Why legacy IGA won’t make the leap
Legacy IAM platforms aren’t ready for what’s coming. If you’re still using a legacy IAM tool, it’s time to make a change. Here’s why:
- Scale limitations: Legacy IAM platforms were not designed for ephemeral identity lifecycles or millions of daily identity transactions. Attempting to bolt on agentic features often leads to brittle, high-maintenance configurations.
- Manual-first architectures: Many existing identity governance tools rely on quarterly or annual review cycles, manual certification campaigns, and role mining. None of these approaches align with real-time agentic workflows.
- Lack of agent-focused protocols: Traditional providers implement OAuth 2.0 scopes intended for human-driven apps. Agentic interactions require new protocols (e.g., mutual TLS with token exchange) and standardized claims for “agent intent,” which legacy IDPs don’t natively support.
- Inadequate visibility: Monitoring dashboards built for human user behavior (login counts, MFA failure rates, unusual location logins) don’t capture the nuanced telemetry needed to monitor agent-to-agent conversations or ephemeral credential usage.

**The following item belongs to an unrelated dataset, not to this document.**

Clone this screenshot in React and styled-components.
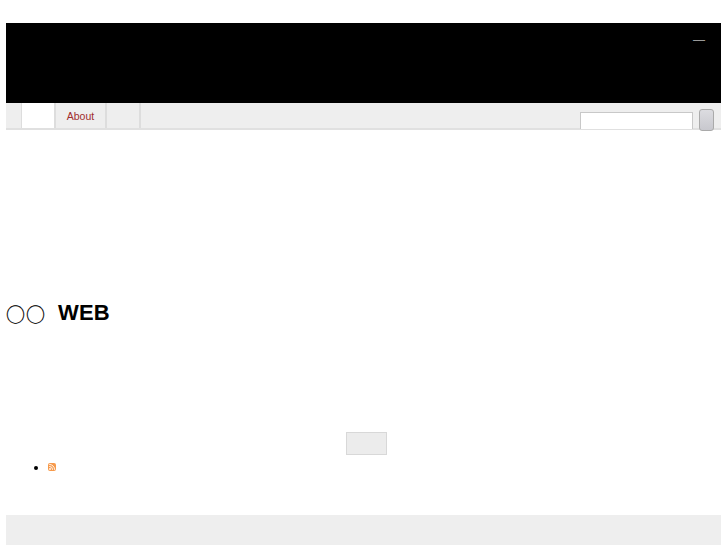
import styled, { createGlobalStyle } from "styled-components";

const GlobalStyle = createGlobalStyle`
  html, body {
    margin: 0;
    background: #fff;
  }
  body {
    font-family: "Liberation Sans", Arial, sans-serif;
  }
`;

const Page = styled.div`
  height: 545px;
  overflow: hidden;
  padding: 23px 6px 0;
  box-sizing: border-box;
  display: flex;
  flex-direction: column;
`;

const Header = styled.header`
  height: 80px;
  flex: none;
  background: #000;
  display: flex;
  justify-content: flex-end;
  padding: 10px 16px 0 0;
  box-sizing: border-box;
`;

const Dash = styled.span`
  font-size: 12px;
  line-height: 14px;
  color: #9a9a9a;
`;

const Nav = styled.nav`
  height: 27px;
  flex: none;
  box-sizing: border-box;
  background: #eee;
  border-bottom: 2px solid #e0e0e0;
  display: flex;
  justify-content: space-between;
  padding-left: 15px;
  padding-right: 7px;
`;

const Tabs = styled.ul`
  list-style: none;
  margin: 0;
  padding: 0;
  display: flex;
  border-left: 1px solid #ddd;
`;

const Tab = styled.li`
  width: ${(p) => p.$width}px;
  border-right: 2px solid #ddd;
  background: ${(p) => (p.$active ? "#fff" : "transparent")};
  color: #a02c2c;
  font-size: 10.5px;
  line-height: 26px;
  text-align: center;
`;

const Search = styled.form`
  display: flex;
  align-items: flex-end;
  gap: 6px;
  margin: 0;
`;

const SearchInput = styled.input`
  width: 113px;
  height: 17px;
  box-sizing: border-box;
  margin: 0 0 -1px;
  padding: 0;
  background: #fff;
  border: 1px solid #c8c8c8;
  border-bottom: 0;
`;

const SearchButton = styled.button`
  width: 15px;
  height: 22px;
  margin: 0 0 -3px;
  padding: 0;
  border: 1px solid #aaa;
  border-radius: 3px;
  background: linear-gradient(#dcdce0, #c8c8ce);
`;

const Main = styled.main`
  flex: 1;
  display: flex;
  flex-direction: column;
`;

const Title = styled.h1`
  margin: 169px 0 0;
  font-size: 22px;
  line-height: 28px;
  font-weight: 700;
  letter-spacing: 0.2px;
  color: #000;
  display: flex;
  align-items: center;
  gap: 12px;
`;

const Circles = styled.span`
  font-family: "Noto Sans CJK JP", sans-serif;
  font-weight: 400;
  font-size: 19px;
  line-height: 28px;
  letter-spacing: 1px;
  -webkit-text-stroke: 0.25px #000;
  position: relative;
  top: 1px;
`;

const More = styled.button`
  width: 41px;
  height: 23px;
  margin: 105px 0 0 340px;
  padding: 0;
  background: #ececec;
  border: 1px solid #d8d8d8;
`;

const Feed = styled.ul`
  margin: 5px 0 0;
  padding: 0 0 0 42px;
  font-size: 12px;
  line-height: 14px;
`;

const FeedItem = styled.li`
  height: 14px;
`;

const FeedIcon = styled.svg`
  display: block;
  padding-top: 3px;
  width: 8px;
  height: 8px;
`;

const Footer = styled.footer`
  height: 30px;
  flex: none;
  background: #eee;
`;

export default function App() {
  return (
    <>
      <GlobalStyle />
      <Page>
        <Header>
          <Dash>—</Dash>
        </Header>
        <Nav>
          <Tabs>
            <Tab $width={32} $active />
            <Tab $width={49}>About</Tab>
            <Tab $width={32} />
          </Tabs>
          <Search onSubmit={(e) => e.preventDefault()}>
            <SearchInput type="text" />
            <SearchButton type="submit" />
          </Search>
        </Nav>
        <Main>
          <Title>
            <Circles>○○</Circles>
            WEB
          </Title>
          <More type="button" />
          <Feed>
            <FeedItem>
              <FeedIcon viewBox="0 0 8 8">
                <rect width="8" height="8" rx="2" fill="#f79a4b" />
                <circle cx="2" cy="6" r="0.9" fill="#fff" />
                <path d="M1.2 3.4a3.4 3.4 0 0 1 3.4 3.4M1.2 1.4a5.4 5.4 0 0 1 5.4 5.4" fill="none" stroke="#fff" strokeWidth="0.9" />
              </FeedIcon>
            </FeedItem>
          </Feed>
        </Main>
        <Footer />
      </Page>
    </>
  );
}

Each wave of identity evolution addressed the challenges of its time. As we stand on the brink of the agentic AI era, traditional identity solutions are once again insufficient. Agentic AI requires a paradigmatic shift in how we think about identity governance.
History has shown us that identity tools rise and fall as technology paradigms shift. The AI identity wave is already underway. Organizations that act now by building AI-native identity frameworks and updating policies for a world of autonomous agents will avoid being overwhelmed and gain a competitive edge.